What is required
Reproduce the listing exactly and skip over any pictures.

--- start ---

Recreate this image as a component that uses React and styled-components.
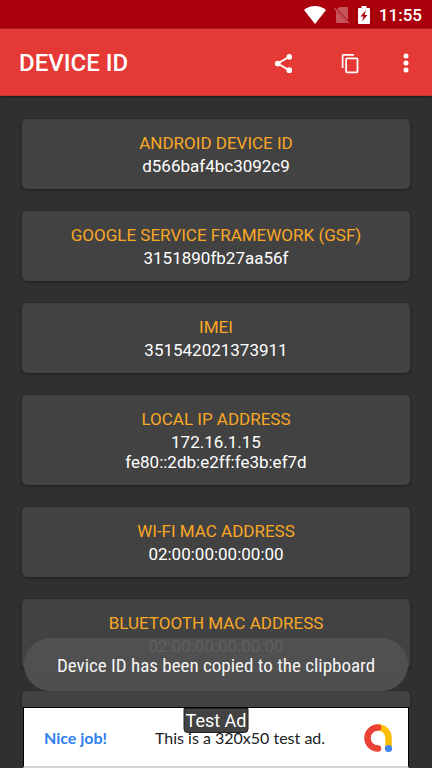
import React from "react";
import styled, { createGlobalStyle } from "styled-components";

const GlobalStyle = createGlobalStyle`
  *, *::before, *::after { box-sizing: border-box; }
  body {
    margin: 0;
    background: #303030;
    font-family: Roboto, "Liberation Sans", sans-serif;
  }
`;

const Screen = styled.div`
  position: relative;
  display: flex;
  flex-direction: column;
  height: 100vh;
  overflow: hidden;
  background: #303030;
  color: #fff;
`;

const StatusBar = styled.div`
  flex: none;
  display: flex;
  align-items: center;
  justify-content: flex-end;
  height: 29px;
  padding: 1px 10px 0 0;
  background: #a9000c;
  border-bottom: 1px solid #b71a1f;
  svg { display: block; }
`;

const StatusIcons = styled.div`
  display: flex;
  align-items: center;
  gap: 8px;
  margin-right: 9px;
`;

const Clock = styled.time`
  font-size: 17px;
  line-height: 28px;
  font-weight: 500;
`;

const AppBar = styled.header`
  position: relative;
  flex: none;
  display: flex;
  align-items: center;
  height: 67px;
  padding: 2px 4px 0 19px;
  background: #e53935;
  border-bottom: 1px solid #c5322f;
  box-shadow: 0 1px 2px #101c1c;
`;

const Title = styled.h1`
  flex: 1;
  margin: 0;
  font-size: 24px;
  line-height: 32px;
  font-weight: 500;
`;

const IconButton = styled.button`
  display: flex;
  align-items: center;
  justify-content: center;
  width: ${(p) => (p.$narrow ? "44px" : "67px")};
  height: 48px;
  padding: 0;
  border: 0;
  background: none;
  color: #fff;
  cursor: pointer;
  svg { display: block; }
`;

const List = styled.main`
  flex: 1;
  min-height: 0;
  overflow: hidden;
  display: flex;
  flex-direction: column;
  gap: 22px;
  padding: 23px 22px 0;
`;

const Card = styled.section`
  flex: none;
  padding: 14px 12px 13px;
  border-radius: 5px;
  background: #424242;
  box-shadow: 0 1px 3px rgba(0, 0, 0, 0.4);
  text-align: center;
`;

const CardTitle = styled.h2`
  margin: 0 0 3px;
  color: #f9a825;
  font-size: 17px;
  line-height: 20px;
  font-weight: 400;
`;

const CardValue = styled.p`
  margin: 0;
  font-size: 17px;
  line-height: 20px;
`;

const Toast = styled.div`
  position: absolute;
  left: 24px;
  right: 24px;
  bottom: 77px;
  padding: 16px 8px 13px;
  border-radius: 27px;
  background: rgba(82, 82, 82, 0.93);
  color: #f5f5f5;
  font-family: "Roboto Condensed", Roboto, sans-serif;
  font-size: 19px;
  line-height: 24px;
  text-align: center;
  white-space: nowrap;
`;

const Ad = styled.aside`
  position: relative;
  flex: none;
  display: flex;
  align-items: center;
  height: 61px;
  margin: 0 23px;
  padding: 2px 15px 0 20px;
  border: 1px solid #000;
  border-bottom: 2px solid #cfd4d8;
  background: #fff;
  font-family: Lato, "Open Sans", sans-serif;
  font-size: 16px;
  line-height: 24px;
`;

const AdLink = styled.a`
  width: 111px;
  color: #3080f0;
  font-weight: 700;
  text-decoration: none;
`;

const AdText = styled.span`
  flex: 1;
  color: #202124;
  white-space: nowrap;
`;

const AdBadge = styled.span`
  position: absolute;
  top: 0;
  left: 50%;
  transform: translateX(-50%);
  padding: 1px 1px 0;
  border: 1px solid #222;
  border-radius: 0 0 4px 4px;
  background: #424242;
  color: #fff;
  font-family: Roboto, sans-serif;
  font-size: 18px;
  line-height: 22px;
  white-space: nowrap;
`;

const WifiIcon = () => (
  <svg width="22" height="18" viewBox="0 0 22 18" fill="#fff" aria-hidden="true">
    <path d="M11 18 0 4C3 1.500 7 0 11 0s8 1.500 11 4Z" />
  </svg>
);

const NoSimIcon = () => (
  <svg width="16" height="18" viewBox="0 0 16 18" aria-hidden="true">
    <path d="M6 1h7q1 0 1 1v12L3 3ZM2 5l12 12H3q-1 0-1-1Z" fill="#c6555b" />
    <path d="m0 2 15 15" stroke="#c6555b" strokeWidth="1.300" />
  </svg>
);

const BatteryIcon = () => (
  <svg width="12" height="18" viewBox="0 0 12 18" aria-hidden="true">
    <path d="M3.500 0h5v2H11q1 0 1 1v14q0 1-1 1H1q-1 0-1-1V3q0-1 1-1h2.500Z" fill="#fff" />
    <path d="M8 4 2.500 10.500h3L4 15.500l5.500-6.500h-3Z" fill="#a9000c" />
  </svg>
);

const ShareIcon = () => (
  <svg width="23" height="23" viewBox="0 0 24 24" fill="#fff" aria-hidden="true">
    <path d="M18 5 6 12l12 7" fill="none" stroke="#fff" strokeWidth="2" />
    <circle cx="18" cy="5" r="3" />
    <circle cx="6" cy="12" r="3" />
    <circle cx="18" cy="19" r="3" />
  </svg>
);

const CopyIcon = () => (
  <svg width="21" height="21" viewBox="0 0 24 24" fill="#fff" aria-hidden="true">
    <path d="M16 1H4c-1.100 0-2 .9-2 2v14h2V3h12V1zm3 4H8c-1.100 0-2 .9-2 2v14c0 1.100.9 2 2 2h11c1.100 0 2-.9 2-2V7c0-1.100-.9-2-2-2zm0 16H8V7h11v14z" />
  </svg>
);

const MoreIcon = () => (
  <svg width="8" height="22" viewBox="0 0 8 22" fill="#fff" aria-hidden="true">
    <circle cx="4" cy="4" r="2.500" />
    <circle cx="4" cy="11" r="2.500" />
    <circle cx="4" cy="18" r="2.500" />
  </svg>
);

const AdMobLogo = () => (
  <svg width="30" height="30" viewBox="0 0 30 30" fill="none" strokeWidth="6.500" strokeLinecap="round" aria-hidden="true">
    <path d="M15 4.500c6 0 10.500 4.500 10.500 10.500v10" stroke="#fbbc04" />
    <path d="M15 4.500a10.500 10.500 0 0 0 0 21" stroke="#ea4335" />
    <circle cx="25.500" cy="25.500" r="3.600" fill="#4285f4" />
  </svg>
);

const entries = [
  { title: "ANDROID DEVICE ID", values: ["d566baf4bc3092c9"] },
  { title: "GOOGLE SERVICE FRAMEWORK (GSF)", values: ["3151890fb27aa56f"] },
  { title: "IMEI", values: ["351542021373911"] },
  { title: "LOCAL IP ADDRESS", values: ["172.16.1.15", "fe80::2db:e2ff:fe3b:ef7d"] },
  { title: "WI-FI MAC ADDRESS", values: ["02:00:00:00:00:00"] },
  { title: "BLUETOOTH MAC ADDRESS", values: ["02:00:00:00:00:00"] },
];

export default function App() {
  return (
    <>
      <GlobalStyle />
      <Screen>
        <StatusBar>
          <StatusIcons>
            <WifiIcon />
            <NoSimIcon />
            <BatteryIcon />
          </StatusIcons>
          <Clock>11:55</Clock>
        </StatusBar>
        <AppBar>
          <Title>DEVICE ID</Title>
          <IconButton type="button" aria-label="Share"><ShareIcon /></IconButton>
          <IconButton type="button" aria-label="Copy"><CopyIcon /></IconButton>
          <IconButton type="button" aria-label="More options" $narrow><MoreIcon /></IconButton>
        </AppBar>
        <List>
          {entries.map((entry) => (
            <Card key={entry.title}>
              <CardTitle>{entry.title}</CardTitle>
              {entry.values.map((value) => (
                <CardValue key={value}>{value}</CardValue>
              ))}
            </Card>
          ))}
          <Card />
        </List>
        <Ad>
          <AdLink href="#ad">Nice job!</AdLink>
          <AdText>This is a 320x50 test ad.</AdText>
          <AdMobLogo />
          <AdBadge>Test Ad</AdBadge>
        </Ad>
        <Toast role="status">Device ID has been copied to the clipboard</Toast>
      </Screen>
    </>
  );
}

--- end ---

Problem solution
Recreate this image as a component that uses React and styled-components.
import React from "react";
import styled, { createGlobalStyle } from "styled-components";

const GlobalStyle = createGlobalStyle`
  *, *::before, *::after { box-sizing: border-box; }
  body {
    margin: 0;
    background: #303030;
    font-family: Roboto, "Liberation Sans", sans-serif;
  }
`;

const Screen = styled.div`
  position: relative;
  display: flex;
  flex-direction: column;
  height: 100vh;
  overflow: hidden;
  background: #303030;
  color: #fff;
`;

const StatusBar = styled.div`
  flex: none;
  display: flex;
  align-items: center;
  justify-content: flex-end;
  height: 29px;
  padding: 1px 10px 0 0;
  background: #a9000c;
  border-bottom: 1px solid #b71a1f;
  svg { display: block; }
`;

const StatusIcons = styled.div`
  display: flex;
  align-items: center;
  gap: 8px;
  margin-right: 9px;
`;

const Clock = styled.time`
  font-size: 17px;
  line-height: 28px;
  font-weight: 500;
`;

const AppBar = styled.header`
  position: relative;
  flex: none;
  display: flex;
  align-items: center;
  height: 67px;
  padding: 2px 4px 0 19px;
  background: #e53935;
  border-bottom: 1px solid #c5322f;
  box-shadow: 0 1px 2px #101c1c;
`;

const Title = styled.h1`
  flex: 1;
  margin: 0;
  font-size: 24px;
  line-height: 32px;
  font-weight: 500;
`;

const IconButton = styled.button`
  display: flex;
  align-items: center;
  justify-content: center;
  width: ${(p) => (p.$narrow ? "44px" : "67px")};
  height: 48px;
  padding: 0;
  border: 0;
  background: none;
  color: #fff;
  cursor: pointer;
  svg { display: block; }
`;

const List = styled.main`
  flex: 1;
  min-height: 0;
  overflow: hidden;
  display: flex;
  flex-direction: column;
  gap: 22px;
  padding: 23px 22px 0;
`;

const Card = styled.section`
  flex: none;
  padding: 14px 12px 13px;
  border-radius: 5px;
  background: #424242;
  box-shadow: 0 1px 3px rgba(0, 0, 0, 0.4);
  text-align: center;
`;

const CardTitle = styled.h2`
  margin: 0 0 3px;
  color: #f9a825;
  font-size: 17px;
  line-height: 20px;
  font-weight: 400;
`;

const CardValue = styled.p`
  margin: 0;
  font-size: 17px;
  line-height: 20px;
`;

const Toast = styled.div`
  position: absolute;
  left: 24px;
  right: 24px;
  bottom: 77px;
  padding: 16px 8px 13px;
  border-radius: 27px;
  background: rgba(82, 82, 82, 0.93);
  color: #f5f5f5;
  font-family: "Roboto Condensed", Roboto, sans-serif;
  font-size: 19px;
  line-height: 24px;
  text-align: center;
  white-space: nowrap;
`;

const Ad = styled.aside`
  position: relative;
  flex: none;
  display: flex;
  align-items: center;
  height: 61px;
  margin: 0 23px;
  padding: 2px 15px 0 20px;
  border: 1px solid #000;
  border-bottom: 2px solid #cfd4d8;
  background: #fff;
  font-family: Lato, "Open Sans", sans-serif;
  font-size: 16px;
  line-height: 24px;
`;

const AdLink = styled.a`
  width: 111px;
  color: #3080f0;
  font-weight: 700;
  text-decoration: none;
`;

const AdText = styled.span`
  flex: 1;
  color: #202124;
  white-space: nowrap;
`;

const AdBadge = styled.span`
  position: absolute;
  top: 0;
  left: 50%;
  transform: translateX(-50%);
  padding: 1px 1px 0;
  border: 1px solid #222;
  border-radius: 0 0 4px 4px;
  background: #424242;
  color: #fff;
  font-family: Roboto, sans-serif;
  font-size: 18px;
  line-height: 22px;
  white-space: nowrap;
`;

const WifiIcon = () => (
  <svg width="22" height="18" viewBox="0 0 22 18" fill="#fff" aria-hidden="true">
    <path d="M11 18 0 4C3 1.500 7 0 11 0s8 1.500 11 4Z" />
  </svg>
);

const NoSimIcon = () => (
  <svg width="16" height="18" viewBox="0 0 16 18" aria-hidden="true">
    <path d="M6 1h7q1 0 1 1v12L3 3ZM2 5l12 12H3q-1 0-1-1Z" fill="#c6555b" />
    <path d="m0 2 15 15" stroke="#c6555b" strokeWidth="1.300" />
  </svg>
);

const BatteryIcon = () => (
  <svg width="12" height="18" viewBox="0 0 12 18" aria-hidden="true">
    <path d="M3.500 0h5v2H11q1 0 1 1v14q0 1-1 1H1q-1 0-1-1V3q0-1 1-1h2.500Z" fill="#fff" />
    <path d="M8 4 2.500 10.500h3L4 15.500l5.500-6.500h-3Z" fill="#a9000c" />
  </svg>
);

const ShareIcon = () => (
  <svg width="23" height="23" viewBox="0 0 24 24" fill="#fff" aria-hidden="true">
    <path d="M18 5 6 12l12 7" fill="none" stroke="#fff" strokeWidth="2" />
    <circle cx="18" cy="5" r="3" />
    <circle cx="6" cy="12" r="3" />
    <circle cx="18" cy="19" r="3" />
  </svg>
);

const CopyIcon = () => (
  <svg width="21" height="21" viewBox="0 0 24 24" fill="#fff" aria-hidden="true">
    <path d="M16 1H4c-1.100 0-2 .9-2 2v14h2V3h12V1zm3 4H8c-1.100 0-2 .9-2 2v14c0 1.100.9 2 2 2h11c1.100 0 2-.9 2-2V7c0-1.100-.9-2-2-2zm0 16H8V7h11v14z" />
  </svg>
);

const MoreIcon = () => (
  <svg width="8" height="22" viewBox="0 0 8 22" fill="#fff" aria-hidden="true">
    <circle cx="4" cy="4" r="2.500" />
    <circle cx="4" cy="11" r="2.500" />
    <circle cx="4" cy="18" r="2.500" />
  </svg>
);

const AdMobLogo = () => (
  <svg width="30" height="30" viewBox="0 0 30 30" fill="none" strokeWidth="6.500" strokeLinecap="round" aria-hidden="true">
    <path d="M15 4.500c6 0 10.500 4.500 10.500 10.500v10" stroke="#fbbc04" />
    <path d="M15 4.500a10.500 10.500 0 0 0 0 21" stroke="#ea4335" />
    <circle cx="25.500" cy="25.500" r="3.600" fill="#4285f4" />
  </svg>
);

const entries = [
  { title: "ANDROID DEVICE ID", values: ["d566baf4bc3092c9"] },
  { title: "GOOGLE SERVICE FRAMEWORK (GSF)", values: ["3151890fb27aa56f"] },
  { title: "IMEI", values: ["351542021373911"] },
  { title: "LOCAL IP ADDRESS", values: ["172.16.1.15", "fe80::2db:e2ff:fe3b:ef7d"] },
  { title: "WI-FI MAC ADDRESS", values: ["02:00:00:00:00:00"] },
  { title: "BLUETOOTH MAC ADDRESS", values: ["02:00:00:00:00:00"] },
];

export default function App() {
  return (
    <>
      <GlobalStyle />
      <Screen>
        <StatusBar>
          <StatusIcons>
            <WifiIcon />
            <NoSimIcon />
            <BatteryIcon />
          </StatusIcons>
          <Clock>11:55</Clock>
        </StatusBar>
        <AppBar>
          <Title>DEVICE ID</Title>
          <IconButton type="button" aria-label="Share"><ShareIcon /></IconButton>
          <IconButton type="button" aria-label="Copy"><CopyIcon /></IconButton>
          <IconButton type="button" aria-label="More options" $narrow><MoreIcon /></IconButton>
        </AppBar>
        <List>
          {entries.map((entry) => (
            <Card key={entry.title}>
              <CardTitle>{entry.title}</CardTitle>
              {entry.values.map((value) => (
                <CardValue key={value}>{value}</CardValue>
              ))}
            </Card>
          ))}
          <Card />
        </List>
        <Ad>
          <AdLink href="#ad">Nice job!</AdLink>
          <AdText>This is a 320x50 test ad.</AdText>
          <AdMobLogo />
          <AdBadge>Test Ad</AdBadge>
        </Ad>
        <Toast role="status">Device ID has been copied to the clipboard</Toast>
      </Screen>
    </>
  );
}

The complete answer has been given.